→ **EXERCISE DESCRIPTION**: Begin at the line containing "Recreate this image" in the entries below and end at the line containing "string; value: string;"; transcribe that range exactly and nothing outside it.

→ **DATA ROWS**:
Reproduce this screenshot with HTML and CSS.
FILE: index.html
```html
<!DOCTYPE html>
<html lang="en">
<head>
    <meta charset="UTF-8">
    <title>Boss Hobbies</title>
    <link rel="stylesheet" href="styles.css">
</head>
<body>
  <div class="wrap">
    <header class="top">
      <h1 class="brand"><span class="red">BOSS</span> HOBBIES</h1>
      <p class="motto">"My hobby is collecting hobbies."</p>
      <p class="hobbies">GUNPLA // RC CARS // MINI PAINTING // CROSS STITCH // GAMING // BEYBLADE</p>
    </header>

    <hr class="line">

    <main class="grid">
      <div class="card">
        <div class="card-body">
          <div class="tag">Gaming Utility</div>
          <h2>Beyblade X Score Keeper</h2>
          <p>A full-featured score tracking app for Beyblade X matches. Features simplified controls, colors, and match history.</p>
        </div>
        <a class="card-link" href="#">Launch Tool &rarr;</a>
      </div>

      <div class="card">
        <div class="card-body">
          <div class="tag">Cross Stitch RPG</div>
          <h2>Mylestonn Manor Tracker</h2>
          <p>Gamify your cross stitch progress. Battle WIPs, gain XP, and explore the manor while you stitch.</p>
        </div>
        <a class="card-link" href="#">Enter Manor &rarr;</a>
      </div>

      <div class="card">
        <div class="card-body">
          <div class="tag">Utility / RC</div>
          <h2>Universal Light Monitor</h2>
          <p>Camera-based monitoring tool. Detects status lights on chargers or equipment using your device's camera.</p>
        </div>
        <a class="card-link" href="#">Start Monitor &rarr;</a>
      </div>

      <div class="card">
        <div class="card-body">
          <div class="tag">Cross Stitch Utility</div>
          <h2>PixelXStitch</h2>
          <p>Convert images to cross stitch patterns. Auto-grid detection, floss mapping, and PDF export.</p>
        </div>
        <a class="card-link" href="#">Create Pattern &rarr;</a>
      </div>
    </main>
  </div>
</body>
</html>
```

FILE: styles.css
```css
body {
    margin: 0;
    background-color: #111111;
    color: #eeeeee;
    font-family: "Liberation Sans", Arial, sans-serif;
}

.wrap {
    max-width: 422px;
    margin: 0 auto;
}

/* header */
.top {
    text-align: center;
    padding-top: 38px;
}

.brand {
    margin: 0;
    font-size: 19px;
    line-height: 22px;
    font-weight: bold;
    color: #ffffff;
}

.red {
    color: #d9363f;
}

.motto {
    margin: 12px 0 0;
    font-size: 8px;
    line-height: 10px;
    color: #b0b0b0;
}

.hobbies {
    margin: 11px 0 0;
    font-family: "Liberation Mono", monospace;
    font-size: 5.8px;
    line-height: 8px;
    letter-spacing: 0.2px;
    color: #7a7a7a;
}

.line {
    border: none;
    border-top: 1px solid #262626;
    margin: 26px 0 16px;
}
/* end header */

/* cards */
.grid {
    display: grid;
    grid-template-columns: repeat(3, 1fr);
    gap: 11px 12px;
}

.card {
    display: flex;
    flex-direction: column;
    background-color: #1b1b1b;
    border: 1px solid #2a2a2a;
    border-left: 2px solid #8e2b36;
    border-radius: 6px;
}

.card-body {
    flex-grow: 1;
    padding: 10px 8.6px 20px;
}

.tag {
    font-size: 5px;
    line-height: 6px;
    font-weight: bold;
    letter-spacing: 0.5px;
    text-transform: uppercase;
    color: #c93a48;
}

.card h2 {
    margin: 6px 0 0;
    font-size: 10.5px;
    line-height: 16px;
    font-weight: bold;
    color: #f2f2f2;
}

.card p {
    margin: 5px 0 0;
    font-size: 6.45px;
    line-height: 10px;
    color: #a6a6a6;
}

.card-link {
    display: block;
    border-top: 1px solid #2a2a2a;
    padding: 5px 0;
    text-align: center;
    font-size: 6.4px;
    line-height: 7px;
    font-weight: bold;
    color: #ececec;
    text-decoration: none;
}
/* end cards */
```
* * *
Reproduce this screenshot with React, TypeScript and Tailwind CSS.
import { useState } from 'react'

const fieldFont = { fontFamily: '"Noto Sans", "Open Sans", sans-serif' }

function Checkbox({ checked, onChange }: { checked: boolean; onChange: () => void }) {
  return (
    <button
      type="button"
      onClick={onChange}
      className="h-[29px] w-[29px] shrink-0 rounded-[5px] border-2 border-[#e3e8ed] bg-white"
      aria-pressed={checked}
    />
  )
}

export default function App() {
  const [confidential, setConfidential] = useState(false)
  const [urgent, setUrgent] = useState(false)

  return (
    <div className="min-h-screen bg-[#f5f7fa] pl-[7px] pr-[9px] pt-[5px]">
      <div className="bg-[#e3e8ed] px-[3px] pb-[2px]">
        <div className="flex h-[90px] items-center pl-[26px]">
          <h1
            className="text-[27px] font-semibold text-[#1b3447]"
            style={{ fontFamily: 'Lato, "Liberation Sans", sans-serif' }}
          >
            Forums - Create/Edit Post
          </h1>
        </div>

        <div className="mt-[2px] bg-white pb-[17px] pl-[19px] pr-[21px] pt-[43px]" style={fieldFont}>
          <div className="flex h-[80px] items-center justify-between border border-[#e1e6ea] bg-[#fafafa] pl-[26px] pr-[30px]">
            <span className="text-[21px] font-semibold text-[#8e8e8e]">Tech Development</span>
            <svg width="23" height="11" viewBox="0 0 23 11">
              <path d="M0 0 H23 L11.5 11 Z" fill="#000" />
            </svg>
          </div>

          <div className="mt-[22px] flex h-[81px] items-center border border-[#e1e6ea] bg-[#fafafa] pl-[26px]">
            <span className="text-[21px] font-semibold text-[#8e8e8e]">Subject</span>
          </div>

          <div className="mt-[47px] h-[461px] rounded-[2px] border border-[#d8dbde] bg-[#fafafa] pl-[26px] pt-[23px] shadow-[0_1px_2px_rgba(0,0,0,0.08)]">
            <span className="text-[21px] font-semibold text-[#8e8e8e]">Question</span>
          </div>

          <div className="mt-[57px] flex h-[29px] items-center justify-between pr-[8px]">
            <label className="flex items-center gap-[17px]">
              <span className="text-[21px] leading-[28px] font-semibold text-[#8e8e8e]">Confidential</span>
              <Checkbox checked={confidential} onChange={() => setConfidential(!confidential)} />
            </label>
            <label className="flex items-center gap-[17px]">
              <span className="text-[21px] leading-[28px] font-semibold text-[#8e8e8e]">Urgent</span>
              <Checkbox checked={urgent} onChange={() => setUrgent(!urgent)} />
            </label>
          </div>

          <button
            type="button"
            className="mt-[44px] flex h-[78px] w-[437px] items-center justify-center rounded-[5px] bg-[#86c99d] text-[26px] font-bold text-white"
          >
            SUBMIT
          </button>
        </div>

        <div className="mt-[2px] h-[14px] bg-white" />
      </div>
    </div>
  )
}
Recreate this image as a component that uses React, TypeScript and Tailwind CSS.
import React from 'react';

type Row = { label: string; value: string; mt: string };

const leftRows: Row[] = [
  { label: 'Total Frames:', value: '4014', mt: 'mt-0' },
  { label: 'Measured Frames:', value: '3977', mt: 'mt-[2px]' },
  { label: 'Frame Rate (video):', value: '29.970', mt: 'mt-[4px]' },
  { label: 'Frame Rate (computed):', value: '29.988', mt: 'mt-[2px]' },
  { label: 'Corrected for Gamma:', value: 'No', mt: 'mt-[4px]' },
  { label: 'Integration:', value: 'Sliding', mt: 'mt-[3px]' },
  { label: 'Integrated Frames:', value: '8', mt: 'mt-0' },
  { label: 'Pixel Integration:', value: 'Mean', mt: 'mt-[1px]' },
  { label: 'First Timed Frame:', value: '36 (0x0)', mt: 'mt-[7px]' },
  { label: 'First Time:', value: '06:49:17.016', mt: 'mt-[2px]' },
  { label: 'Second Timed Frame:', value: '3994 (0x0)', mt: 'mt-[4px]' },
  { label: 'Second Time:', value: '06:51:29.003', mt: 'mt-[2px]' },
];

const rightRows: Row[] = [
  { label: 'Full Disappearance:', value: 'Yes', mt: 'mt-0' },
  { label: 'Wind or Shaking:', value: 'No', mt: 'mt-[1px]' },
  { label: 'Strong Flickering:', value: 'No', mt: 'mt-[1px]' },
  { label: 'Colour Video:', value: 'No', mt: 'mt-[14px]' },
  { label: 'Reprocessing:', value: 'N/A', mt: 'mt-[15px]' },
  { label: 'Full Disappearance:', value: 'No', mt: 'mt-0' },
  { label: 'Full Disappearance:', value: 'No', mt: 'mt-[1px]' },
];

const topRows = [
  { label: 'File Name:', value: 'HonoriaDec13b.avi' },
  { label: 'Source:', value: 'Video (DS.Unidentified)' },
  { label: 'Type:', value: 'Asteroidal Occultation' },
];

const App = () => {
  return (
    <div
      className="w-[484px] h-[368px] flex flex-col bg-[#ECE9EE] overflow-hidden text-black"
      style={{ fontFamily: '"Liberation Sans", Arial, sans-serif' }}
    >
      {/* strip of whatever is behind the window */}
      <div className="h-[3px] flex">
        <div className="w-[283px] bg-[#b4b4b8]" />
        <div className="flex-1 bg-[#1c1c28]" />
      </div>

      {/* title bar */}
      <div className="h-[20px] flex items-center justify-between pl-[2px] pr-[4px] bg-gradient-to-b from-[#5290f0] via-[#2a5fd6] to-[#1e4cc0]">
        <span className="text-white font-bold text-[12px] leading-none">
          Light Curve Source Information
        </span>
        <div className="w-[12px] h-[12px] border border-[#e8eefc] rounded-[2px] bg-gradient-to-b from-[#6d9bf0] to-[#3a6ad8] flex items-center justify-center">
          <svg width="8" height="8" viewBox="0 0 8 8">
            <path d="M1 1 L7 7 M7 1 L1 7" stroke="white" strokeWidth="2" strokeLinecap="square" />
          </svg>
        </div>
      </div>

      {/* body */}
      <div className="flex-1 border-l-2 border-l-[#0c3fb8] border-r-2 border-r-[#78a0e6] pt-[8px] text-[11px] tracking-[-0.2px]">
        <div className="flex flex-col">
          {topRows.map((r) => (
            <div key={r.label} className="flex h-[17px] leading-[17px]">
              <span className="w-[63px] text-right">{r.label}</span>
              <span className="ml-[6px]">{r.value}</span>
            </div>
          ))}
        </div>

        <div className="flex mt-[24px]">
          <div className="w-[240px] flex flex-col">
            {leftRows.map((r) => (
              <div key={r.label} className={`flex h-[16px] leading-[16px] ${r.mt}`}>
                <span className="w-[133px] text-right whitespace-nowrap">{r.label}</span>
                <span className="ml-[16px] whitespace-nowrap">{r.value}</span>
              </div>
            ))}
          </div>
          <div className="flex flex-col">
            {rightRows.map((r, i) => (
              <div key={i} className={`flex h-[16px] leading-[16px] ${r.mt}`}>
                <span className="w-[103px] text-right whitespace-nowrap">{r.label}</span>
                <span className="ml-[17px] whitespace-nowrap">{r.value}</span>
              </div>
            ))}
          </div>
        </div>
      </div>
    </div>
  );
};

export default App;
==
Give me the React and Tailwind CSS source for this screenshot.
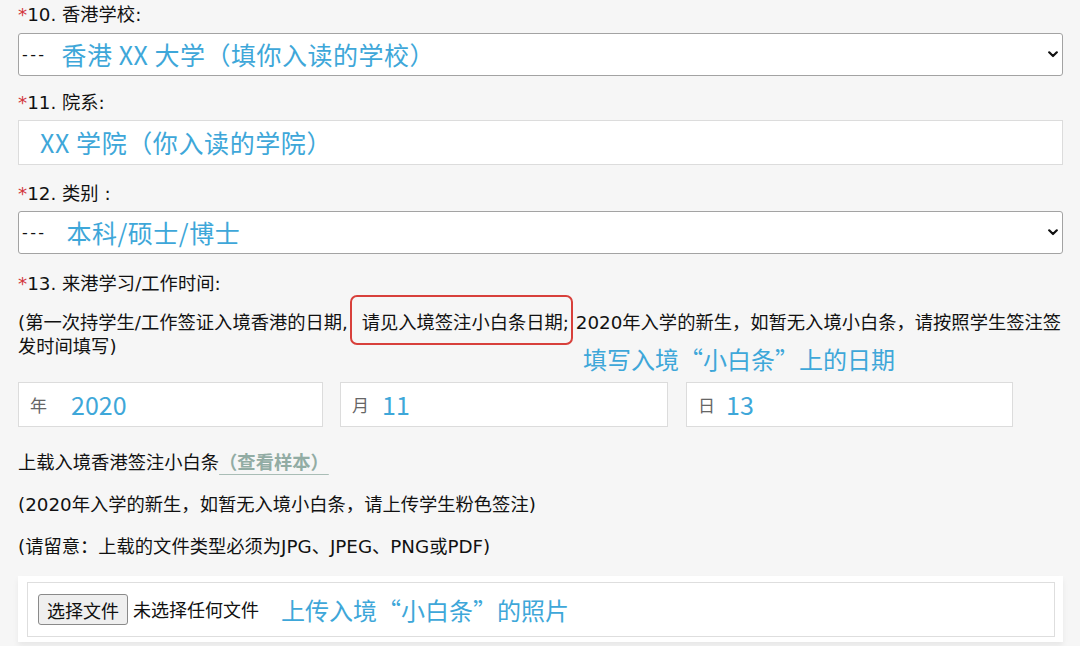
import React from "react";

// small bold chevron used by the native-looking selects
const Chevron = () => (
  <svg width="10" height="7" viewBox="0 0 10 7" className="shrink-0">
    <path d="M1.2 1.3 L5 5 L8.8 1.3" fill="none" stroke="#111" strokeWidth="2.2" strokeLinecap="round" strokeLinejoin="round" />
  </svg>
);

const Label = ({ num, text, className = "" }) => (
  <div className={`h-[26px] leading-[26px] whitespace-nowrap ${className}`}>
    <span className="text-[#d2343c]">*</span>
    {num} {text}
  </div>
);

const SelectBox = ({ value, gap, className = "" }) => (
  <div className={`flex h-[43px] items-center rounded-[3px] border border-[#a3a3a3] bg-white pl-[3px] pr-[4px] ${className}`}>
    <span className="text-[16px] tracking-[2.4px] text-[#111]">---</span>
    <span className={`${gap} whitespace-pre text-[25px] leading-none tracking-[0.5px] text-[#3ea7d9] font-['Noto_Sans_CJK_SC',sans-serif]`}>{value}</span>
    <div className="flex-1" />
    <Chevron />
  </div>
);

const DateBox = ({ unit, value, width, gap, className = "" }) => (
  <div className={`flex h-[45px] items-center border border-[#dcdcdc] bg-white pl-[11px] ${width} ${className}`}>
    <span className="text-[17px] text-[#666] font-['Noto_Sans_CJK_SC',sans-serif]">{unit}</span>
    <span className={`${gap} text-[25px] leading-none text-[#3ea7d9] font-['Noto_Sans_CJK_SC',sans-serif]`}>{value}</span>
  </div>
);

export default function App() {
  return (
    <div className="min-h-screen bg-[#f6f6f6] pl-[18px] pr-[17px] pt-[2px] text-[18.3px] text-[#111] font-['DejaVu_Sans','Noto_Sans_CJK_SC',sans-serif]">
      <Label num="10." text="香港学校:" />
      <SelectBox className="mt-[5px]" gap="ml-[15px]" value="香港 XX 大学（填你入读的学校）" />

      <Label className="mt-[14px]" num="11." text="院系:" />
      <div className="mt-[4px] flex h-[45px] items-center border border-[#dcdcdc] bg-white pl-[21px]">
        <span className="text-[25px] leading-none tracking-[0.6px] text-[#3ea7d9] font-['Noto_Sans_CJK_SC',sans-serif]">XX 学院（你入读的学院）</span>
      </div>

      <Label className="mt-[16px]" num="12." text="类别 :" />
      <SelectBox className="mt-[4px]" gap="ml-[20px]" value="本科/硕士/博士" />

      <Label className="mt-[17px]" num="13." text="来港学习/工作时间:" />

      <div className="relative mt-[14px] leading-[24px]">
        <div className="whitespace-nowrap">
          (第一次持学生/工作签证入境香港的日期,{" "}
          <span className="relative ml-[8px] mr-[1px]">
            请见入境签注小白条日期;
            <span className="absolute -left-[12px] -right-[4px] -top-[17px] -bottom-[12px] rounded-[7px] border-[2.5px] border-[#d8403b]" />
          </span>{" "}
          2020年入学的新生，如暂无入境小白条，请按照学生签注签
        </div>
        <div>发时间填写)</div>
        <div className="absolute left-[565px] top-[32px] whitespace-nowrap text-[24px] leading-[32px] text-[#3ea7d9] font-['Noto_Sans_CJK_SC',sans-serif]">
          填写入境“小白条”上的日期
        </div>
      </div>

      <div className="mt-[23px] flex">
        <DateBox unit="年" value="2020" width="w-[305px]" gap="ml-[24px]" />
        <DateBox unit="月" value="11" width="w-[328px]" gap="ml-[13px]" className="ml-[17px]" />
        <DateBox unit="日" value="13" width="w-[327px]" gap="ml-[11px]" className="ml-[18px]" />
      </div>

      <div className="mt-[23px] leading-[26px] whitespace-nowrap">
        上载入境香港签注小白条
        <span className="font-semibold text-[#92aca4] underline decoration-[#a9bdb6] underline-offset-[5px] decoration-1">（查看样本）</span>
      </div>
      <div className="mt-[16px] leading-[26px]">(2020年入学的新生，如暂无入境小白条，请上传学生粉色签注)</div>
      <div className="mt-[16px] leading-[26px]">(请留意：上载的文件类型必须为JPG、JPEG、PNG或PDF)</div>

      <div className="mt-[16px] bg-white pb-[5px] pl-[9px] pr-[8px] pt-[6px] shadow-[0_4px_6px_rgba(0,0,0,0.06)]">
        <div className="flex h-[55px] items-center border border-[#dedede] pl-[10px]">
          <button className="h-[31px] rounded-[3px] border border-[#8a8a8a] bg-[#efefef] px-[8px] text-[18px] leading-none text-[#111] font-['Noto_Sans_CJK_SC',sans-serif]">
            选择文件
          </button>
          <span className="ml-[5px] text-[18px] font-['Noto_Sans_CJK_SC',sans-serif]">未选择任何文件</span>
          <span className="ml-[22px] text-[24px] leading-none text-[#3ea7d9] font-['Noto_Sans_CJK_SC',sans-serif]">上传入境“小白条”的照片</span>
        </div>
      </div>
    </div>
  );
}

→ **EXERCISE ANSWER**:
Recreate this image as a component that uses React, TypeScript and Tailwind CSS.
import React from 'react';

type Row = { label: string; value: string; mt: string };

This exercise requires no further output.